In mid-January the museum finally managed to secure a sponsor for the show, which (as you’ve already guessed) turned out to be Philip Morris. Larry knew of my moral objections to this company, so he served as an intermediary between museum officials and me in discussing what I could do short of withdrawing.

My first proposal was to extend my independent support of the show to include my paying all direct costs for the installation. I wanted the sign to reflect this with the following notice: “This artist does not accept funding from Philip Morris. Instead, funding for this individual installation was provided by the artist himself.”

The museum came back and said I couldn’t mention Philip Morris by name; however, when I agreed to the removal of the first sentence, they decided that I couldn’t use the second one either. By their logic, the second statement was inaccurate because I would still benefit from the Philip Morris marketing dollars that would publicize the show. I inquired whether I could pay my share of that cost too, even though I knew I didn’t have the money. My wife and I figured we could take out a personal loan from the bank, but the museum came back with its answer: no. I would only be allowed to say “Additional funds provided by the artist.”

I was also disallowed from removing my name from the artworks and instead simply listing myself as Anonymous. I was told that in the same way that the Whitney no longer allowed anonymous donations, they were also forbidding anonymous artworks.

And so you can see that my conversations with the museum were starting to become a little bizarre. At various points, Larry referred to concerns by the “higher-ups” that in the wake of the recent Armani scandal at the Guggenheim and the Saatchi scandal at the Brooklyn Museum, the Whitney was being ever more careful about donor and artist improprieties. They started speculating that it was unseemly for me to be paying for my own work at the museum, which might be misconstrued as my having bought my way into the show.

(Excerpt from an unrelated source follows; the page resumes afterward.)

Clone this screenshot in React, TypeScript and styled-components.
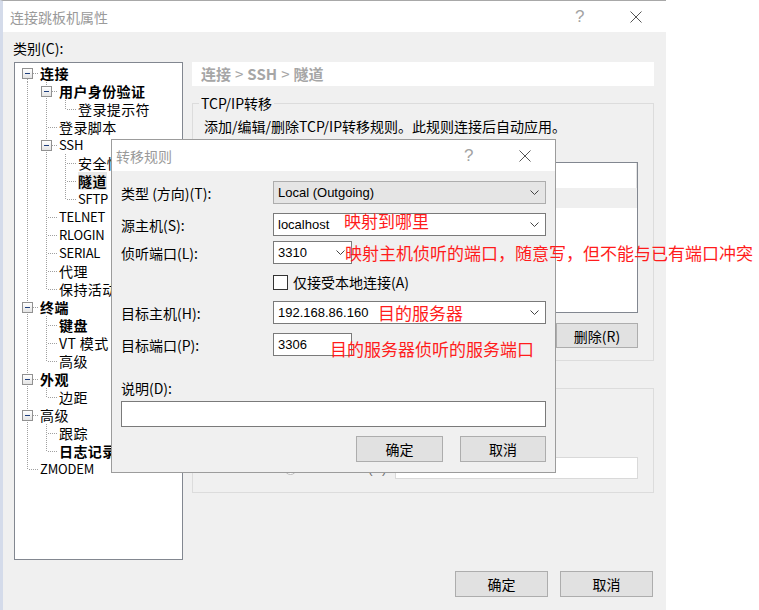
import React from 'react';
import styled, { createGlobalStyle } from 'styled-components';

const GlobalStyle = createGlobalStyle`
  html, body {
    margin: 0;
    padding: 0;
    background: #fff;
  }
  body {
    font-family: "Noto Sans CJK SC", "Liberation Sans", sans-serif;
    font-size: 14px;
    color: #000;
  }
  * {
    box-sizing: border-box;
  }
`;

const LATIN = '"Liberation Sans", "Noto Sans CJK SC", sans-serif';
const DOT = '#a0a0a0';

const Desktop = styled.div`
  position: relative;
  width: 759px;
  height: 610px;
  overflow: hidden;
  background: #fff;
`;

/* ---------- main window ---------- */

const Window = styled.div`
  width: 666px;
  height: 610px;
  display: flex;
  flex-direction: column;
  background: #f0f0f0;
  border-top: 1px solid #a8a8a8;
  border-left: 3px solid #d4dbea;
`;

const TitleBar = styled.div<{ $pad: number }>`
  height: 31px;
  flex: none;
  display: flex;
  align-items: center;
  padding-left: ${p => p.$pad}px;
  background: #fff;
`;

const TitleText = styled.span`
  color: #9a9a9a;
  font-size: 14px;
  line-height: 18px;
`;

const Controls = styled.div`
  margin-left: auto;
  display: flex;
  align-items: center;
  gap: 48px;
  padding-right: 24px;
`;

const Help = styled.span`
  font-family: ${LATIN};
  font-size: 17px;
  line-height: 18px;
  color: #a3a3a3;
  width: 7px;
`;

const CloseIcon = () => (
  <svg width="12" height="12" viewBox="0 0 12 12">
    <path d="M0.5 0.5 L11.5 11.5 M11.5 0.5 L0.5 11.5" stroke="#555" strokeWidth="1" fill="none" />
  </svg>
);

const TitleControls = () => (
  <Controls>
    <Help>?</Help>
    <CloseIcon />
  </Controls>
);

const CategoryLabel = styled.div`
  margin: 7px 0 0 10px;
  line-height: 18px;
`;

const Content = styled.div`
  display: flex;
  gap: 9px;
  margin-top: 5px;
  padding-left: 11px;
`;

/* ---------- tree ---------- */

const Tree = styled.div`
  width: 169px;
  height: 498px;
  flex: none;
  background: #fff;
  border: 1px solid #828790;
  padding: 1px 0 0 6px;
  overflow: hidden;
`;

const TreeRow = styled.div`
  display: flex;
  height: 18px;
  white-space: nowrap;
`;

type Link = 'first' | 'mid' | 'last' | 'line' | 'blank';

const Cell = styled.span<{ $link: Link; $branch: boolean }>`
  position: relative;
  width: 19px;
  height: 18px;
  flex: none;
  &::before {
    content: '';
    display: ${p => (p.$link === 'blank' ? 'none' : 'block')};
    position: absolute;
    left: 6px;
    width: 1px;
    top: ${p => (p.$link === 'first' ? 9 : 0)}px;
    bottom: ${p => (p.$link === 'last' ? 9 : 0)}px;
    background-image: linear-gradient(to bottom, ${DOT} 50%, transparent 50%);
    background-size: 1px 2px;
  }
  &::after {
    content: '';
    display: ${p => (p.$branch ? 'block' : 'none')};
    position: absolute;
    left: 8px;
    width: 10px;
    top: 9px;
    height: 1px;
    background-image: linear-gradient(to right, ${DOT} 50%, transparent 50%);
    background-size: 2px 1px;
  }
`;

const Expander = styled.span`
  position: absolute;
  left: 1px;
  top: 4px;
  width: 11px;
  height: 11px;
  z-index: 1;
  border: 1px solid #919191;
  background: linear-gradient(to bottom, #fff, #e4e4e4);
  &::after {
    content: '';
    position: absolute;
    left: 2px;
    top: 4px;
    width: 5px;
    height: 1px;
    background: #1f3f7d;
  }
`;

const TreeLabel = styled.span<{ $bold?: boolean; $selected?: boolean; $latin?: boolean }>`
  font-size: ${p => (p.$latin ? 13 : 14)}px;
  line-height: 18px;
  font-weight: ${p => (p.$bold ? 700 : 400)};
  background: ${p => (p.$selected ? '#e8e8e8' : 'transparent')};
  letter-spacing: ${p => (p.$latin ? -0.2 : 0.4)}px;
`;

type TreeNode = {
  label: string;
  guides: Link[];
  link: Link;
  open?: boolean;
  bold?: boolean;
  selected?: boolean;
};

const TREE: TreeNode[] = [
  { label: '连接', guides: [], link: 'first', open: true, bold: true },
  { label: '用户身份验证', guides: ['line'], link: 'mid', open: true, bold: true },
  { label: '登录提示符', guides: ['line', 'line'], link: 'last' },
  { label: '登录脚本', guides: ['line'], link: 'mid' },
  { label: 'SSH', guides: ['line'], link: 'mid', open: true },
  { label: '安全性', guides: ['line', 'line'], link: 'mid' },
  { label: '隧道', guides: ['line', 'line'], link: 'mid', bold: true, selected: true },
  { label: 'SFTP', guides: ['line', 'line'], link: 'last' },
  { label: 'TELNET', guides: ['line'], link: 'mid' },
  { label: 'RLOGIN', guides: ['line'], link: 'mid' },
  { label: 'SERIAL', guides: ['line'], link: 'mid' },
  { label: '代理', guides: ['line'], link: 'mid' },
  { label: '保持活动', guides: ['line'], link: 'last' },
  { label: '终端', guides: [], link: 'mid', open: true, bold: true },
  { label: '键盘', guides: ['line'], link: 'mid', bold: true },
  { label: 'VT 模式', guides: ['line'], link: 'mid' },
  { label: '高级', guides: ['line'], link: 'last' },
  { label: '外观', guides: [], link: 'mid', open: true, bold: true },
  { label: '边距', guides: ['line'], link: 'last' },
  { label: '高级', guides: [], link: 'mid', open: true },
  { label: '跟踪', guides: ['line'], link: 'mid' },
  { label: '日志记录', guides: ['line'], link: 'last', bold: true },
  { label: 'ZMODEM', guides: [], link: 'last' },
];

/* ---------- right panel ---------- */

const Panel = styled.div`
  width: 462px;
  flex: none;
  display: flex;
  flex-direction: column;
`;

const Breadcrumb = styled.div`
  height: 24px;
  background: #fff;
  padding-left: 9px;
  line-height: 24px;
  font-size: 15px;
  font-weight: 700;
  color: #a6a6a6;
`;

const Crumb = styled.span`
  font-weight: 400;
  margin: 0 4px;
`;

const Group = styled.fieldset<{ $mt: number; $h: number }>`
  margin: ${p => p.$mt}px 0 0 0;
  height: ${p => p.$h}px;
  padding: 0;
  border: 1px solid #dcdcdc;
  min-width: 0;
  display: flex;
  flex-direction: column;
`;

const Legend = styled.legend`
  margin-left: 6px;
  padding: 0 2px;
  font-size: 14px;
  line-height: 18px;
`;

const Description = styled.div`
  margin: 5px 0 0 11px;
  line-height: 18px;
  white-space: nowrap;
`;

const ListView = styled.div`
  margin: 27px 15px 0 11px;
  height: 151px;
  background: #fff;
  border: 1px solid #828790;
  display: flex;
  flex-direction: column;
`;

const ListHeader = styled.div`
  height: 25px;
  background: #fff;
  border-right: 1px solid #e3e3e3;
`;

const ListRow = styled.div`
  height: 20px;
  background: #efefef;
`;

const ButtonRow = styled.div<{ $mt: number; $pr: number; $gap: number }>`
  display: flex;
  justify-content: flex-end;
  gap: ${p => p.$gap}px;
  margin-top: ${p => p.$mt}px;
  padding-right: ${p => p.$pr}px;
`;

const Button = styled.div<{ $w: number; $h?: number }>`
  width: ${p => p.$w}px;
  height: ${p => p.$h ?? 26}px;
  display: flex;
  align-items: center;
  justify-content: center;
  background: #e1e1e1;
  border: 1px solid #adadad;
  font-size: 14px;
`;

const OptionRow = styled.div<{ $mt: number }>`
  display: flex;
  align-items: center;
  height: 22px;
  margin-top: ${p => p.$mt}px;
  padding-left: 91px;
  color: #6d6d6d;
`;

const Radio = styled.span`
  width: 13px;
  height: 13px;
  flex: none;
  margin-right: 5px;
  border-radius: 50%;
  border: 1px solid #bcbcbc;
  background: #fff;
`;

const OptionText = styled.span`
  width: 93px;
  font-family: ${LATIN};
  font-size: 13px;
`;

const DisabledBox = styled.div`
  width: 243px;
  height: 22px;
  border: 1px solid #d9d9d9;
  background: #fff;
  box-shadow: inset 0 0 0 1px #fff;
`;

const Footer = styled.div`
  display: flex;
  justify-content: flex-end;
  gap: 12px;
  margin-top: 11px;
  padding-right: 13px;
`;

/* ---------- dialog ---------- */

const Dialog = styled.div`
  position: absolute;
  left: 111px;
  top: 139px;
  width: 445px;
  height: 334px;
  display: flex;
  flex-direction: column;
  background: #f0f0f0;
  border: 1px solid #9c9c9c;
`;

const DialogBody = styled.div`
  padding: 0 9px;
  display: flex;
  flex-direction: column;
`;

const FieldRow = styled.div<{ $mt: number; $h: number }>`
  display: grid;
  grid-template-columns: 152px 1fr;
  align-items: center;
  margin-top: ${p => p.$mt}px;
  height: ${p => p.$h}px;
`;

const FieldLabel = styled.span`
  line-height: 18px;
  white-space: nowrap;
`;

const Combo = styled.div<{ $readonly?: boolean; $w?: number }>`
  width: ${p => (p.$w ? `${p.$w}px` : '100%')};
  height: 23px;
  display: flex;
  align-items: center;
  justify-content: space-between;
  padding: 0 6px 0 4px;
  background: ${p => (p.$readonly ? '#e5e5e5' : '#fff')};
  border: 1px solid ${p => (p.$readonly ? '#adadad' : '#7a7a7a')};
  font-family: ${LATIN};
  font-size: 13px;
`;

const TextBox = styled.div<{ $w?: number; $h: number }>`
  width: ${p => (p.$w ? `${p.$w}px` : '100%')};
  height: ${p => p.$h}px;
  display: flex;
  align-items: center;
  padding-left: 4px;
  background: #fff;
  border: 1px solid #7a7a7a;
  font-family: ${LATIN};
  font-size: 13px;
`;

const CheckLine = styled.label`
  display: flex;
  align-items: center;
  gap: 5px;
  line-height: 18px;
`;

const CheckBox = styled.span`
  width: 15px;
  height: 15px;
  border: 1px solid #333;
  background: #fff;
`;

const PlainLabel = styled.div<{ $mt: number }>`
  margin-top: ${p => p.$mt}px;
  line-height: 18px;
`;

const Chevron = () => (
  <svg width="9" height="5" viewBox="0 0 9 5">
    <polyline points="0.5,0.5 4.5,4.5 8.5,0.5" fill="none" stroke="#444" strokeWidth="1" />
  </svg>
);

/* ---------- annotations ---------- */

const Note = styled.div<{ $x: number; $y: number }>`
  position: absolute;
  left: ${p => p.$x}px;
  top: ${p => p.$y}px;
  font-size: 17px;
  line-height: 20px;
  color: #ff1c1c;
  white-space: nowrap;
`;

const isLatin = (s: string) => /^[A-Z ]+$/.test(s);

export default function App() {
  return (
    <Desktop>
      <GlobalStyle />
      <Window>
        <TitleBar $pad={7}>
          <TitleText>连接跳板机属性</TitleText>
          <TitleControls />
        </TitleBar>
        <CategoryLabel>类别(C):</CategoryLabel>
        <Content>
          <Tree>
            {TREE.map((n, i) => (
              <TreeRow key={i}>
                {n.guides.map((g, j) => (
                  <Cell key={j} $link={g} $branch={false} />
                ))}
                <Cell $link={n.link} $branch>
                  {n.open && <Expander />}
                </Cell>
                <TreeLabel $bold={n.bold} $selected={n.selected} $latin={isLatin(n.label)}>
                  {n.label}
                </TreeLabel>
              </TreeRow>
            ))}
          </Tree>
          <Panel>
            <Breadcrumb>
              连接<Crumb>&gt;</Crumb>SSH<Crumb>&gt;</Crumb>隧道
            </Breadcrumb>
            <Group $mt={8} $h={267}>
              <Legend>TCP/IP转移</Legend>
              <Description>添加/编辑/删除TCP/IP转移规则。此规则连接后自动应用。</Description>
              <ListView>
                <ListHeader />
                <ListRow />
              </ListView>
              <ButtonRow $mt={10} $pr={15} $gap={9}>
                <Button $w={82} $h={25}>添加(A)...</Button>
                <Button $w={82} $h={25}>编辑(E)...</Button>
                <Button $w={82} $h={25}>删除(R)</Button>
              </ButtonRow>
            </Group>
            <Group $mt={18} $h={114}>
              <Legend>X11转移</Legend>
              <OptionRow $mt={5}>转发X11连接到(X):</OptionRow>
              <OptionRow $mt={5}>
                <Radio />
                <OptionText>Xmanager(M)</OptionText>
              </OptionRow>
              <OptionRow $mt={6}>
                <Radio />
                <OptionText>X DISPLAY(D):</OptionText>
                <DisabledBox />
              </OptionRow>
            </Group>
          </Panel>
        </Content>
        <Footer>
          <Button $w={93}>确定</Button>
          <Button $w={93}>取消</Button>
        </Footer>
      </Window>

      <Dialog>
        <TitleBar $pad={4}>
          <TitleText>转移规则</TitleText>
          <TitleControls />
        </TitleBar>
        <DialogBody>
          <FieldRow $mt={10} $h={23}>
            <FieldLabel>类型 (方向)(T):</FieldLabel>
            <Combo $readonly>
              <span>Local (Outgoing)</span>
              <Chevron />
            </Combo>
          </FieldRow>
          <FieldRow $mt={9} $h={23}>
            <FieldLabel>源主机(S):</FieldLabel>
            <Combo>
              <span>localhost</span>
              <Chevron />
            </Combo>
          </FieldRow>
          <FieldRow $mt={5} $h={23}>
            <FieldLabel>侦听端口(L):</FieldLabel>
            <Combo $w={79}>
              <span>3310</span>
              <Chevron />
            </Combo>
          </FieldRow>
          <FieldRow $mt={9} $h={16}>
            <span />
            <CheckLine>
              <CheckBox />
              仅接受本地连接(A)
            </CheckLine>
          </FieldRow>
          <FieldRow $mt={12} $h={23}>
            <FieldLabel>目标主机(H):</FieldLabel>
            <Combo>
              <span>192.168.86.160</span>
              <Chevron />
            </Combo>
          </FieldRow>
          <FieldRow $mt={9} $h={23}>
            <FieldLabel>目标端口(P):</FieldLabel>
            <TextBox $w={79} $h={23}>3306</TextBox>
          </FieldRow>
          <PlainLabel $mt={23}>说明(D):</PlainLabel>
          <PlainLabel $mt={4}>
            <TextBox $h={26} />
          </PlainLabel>
          <ButtonRow $mt={9} $pr={0} $gap={17}>
            <Button $w={87}>确定</Button>
            <Button $w={86}>取消</Button>
          </ButtonRow>
        </DialogBody>
      </Dialog>

      <Note $x={344} $y={211}>映射到哪里</Note>
      <Note $x={345} $y={243}>映射主机侦听的端口，随意写，但不能与已有端口冲突</Note>
      <Note $x={378} $y={303}>目的服务器</Note>
      <Note $x={330} $y={339}>目的服务器侦听的服务端口</Note>
    </Desktop>
  );
}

They also worried that by making a noticeable dissent from the show, I would be drawing attention to my work unfairly - that is, making a scandal to increase its supposed market value at the expense of the other artists in the show.

So I began asking questions. Should the museum sign identifying an artwork be considered part of the artwork itself? Or is it outside the artwork and thus outside the artist’s control? Certainly the sign is a place of odd - and in this case, contested - overlap between the artist and the institution. But it seemed indisputable that at least two parts of the sign belong entirely to the artist: the artwork’s title and the artist’s name.

Eventually I decided to give myself a pseudonym. To persuade the museum officials to agree to it, I cited Marcel Duchamp’s famous alter ego, R. Mutt: the name he gave himself when signing Fountain, the urinal readymade submitted to and ultimately rejected by the supposedly “open” Independents show of 1917.

And so I settled on calling myself P. Mutt, a linguistic relative not only of R. Mutt, but also of P.M., that is, Philip Morris.

My urinal is considerably larger than Duchamp’s. Philip Morris rains down on us all from a much higher perch.

4.

I consider this statement, posted in cyberspace, to be part of the Verge and Flicker-track installation.